O cadastro de identificação do usuário, por fornecimento dos dados pessoais ou por certificação digital e a conseqüente responsabilidade compartilhada do provedor criam uma cartorialidade até agora inexistente no acesso à internet, trazendo para a concepção da liberdade de uso a contraparte da restrição da propriedade, controlada e mais facilmente suscetível à cobrança, inclusive no sentido econômico e financeiro.
Há ainda um terceiro aspecto que merece ser levado em conta. Diz respeito à eficácia real desse tipo de medida, considerando que as tecnologias de defesa da propriedade virtual costumam, quase que imediatamente à plantação das barreiras de impedimento, serem derrubadas por tecnologias emulativas da mesma natureza e que navegam no sentido da contramão.

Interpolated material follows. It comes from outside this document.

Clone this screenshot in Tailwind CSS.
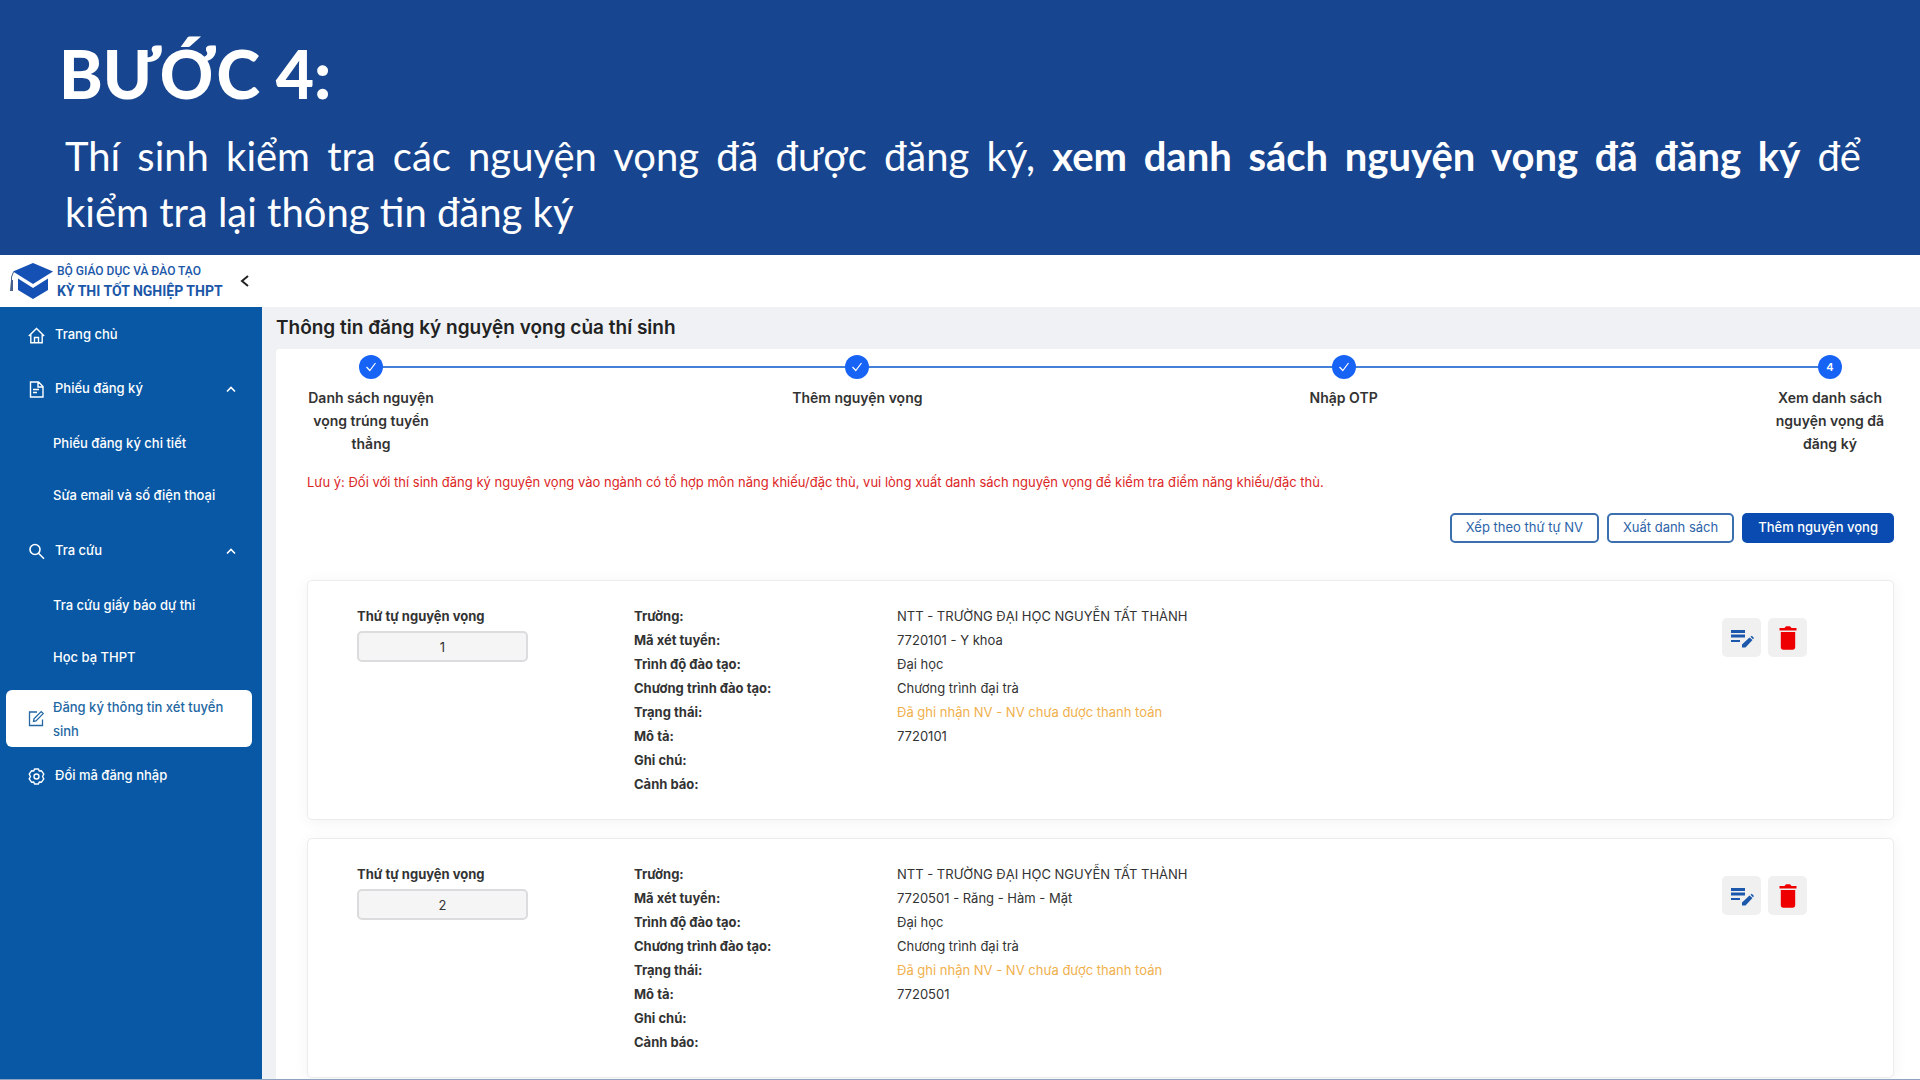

É o que ocorreu, por exemplo, com o feito realizado pelo hacker Jon Johansen, na Noruega, quando, com 15 anos, em 1999, conseguiu quebrar o código de proteção dos fabricantes de DVD, permitindo, assim, que o seu conteúdo pudesse ser acessado pelos computadores rodando com o software livre Linux. A indústria fonográfica sofreu um baque, até pelo conseqüente pirateamento que a tecnologia do hacker permitiu, entrou com processo contra ele que, julgado em seu país, foi, contudo, absolvido sob a alegação de que ele não visara a pirataria, mas o uso livre de um produto cuja aquisição fora feita de forma legal.
DVD Jon, como ficou conhecido, volta à carga e investe agora nos domínios da Apple e anuncia que rompeu o código criptografado que obriga o consumidor das músicas da loja virtual da empresa a ouvirem-nas apenas no aparelho iPod.
A lógica do raciocínio é a mesma do caso anterior do DVD; o que está em jogo é a liberdade do usuário de escolher o que fazer com o produto que adquiriu, sem imposição de restrições por parte do produtor.
Num caso e noutro, além de todas as questões de fundo, de natureza filosófica e moral, há a questão prática de interesse comercial, envolvendo quantias que viajam pela casa dos bilhões de dólares e cujos domínios serão, por isso, entre outras coisas, defendidos com unhas e dentes, quer dizer com leis, decretos e normas de defesa da propriedade e a certificação digital de sua autêntica legitimidade virtual.
No caso do substitutivo de senador Eduardo Azeredo, a grita foi grande e a indignação cidadã que provocou acabou, ao menos por enquanto, produzindo o recuo dos propositores, em particular no caso do cadastramento obrigatório do usuário e da responsabilidade solidária do provedor.
Vamos ver qual será o próximo lance no campo virtual das propostas legislativas acompanhando o movimento do jogo em tempo real!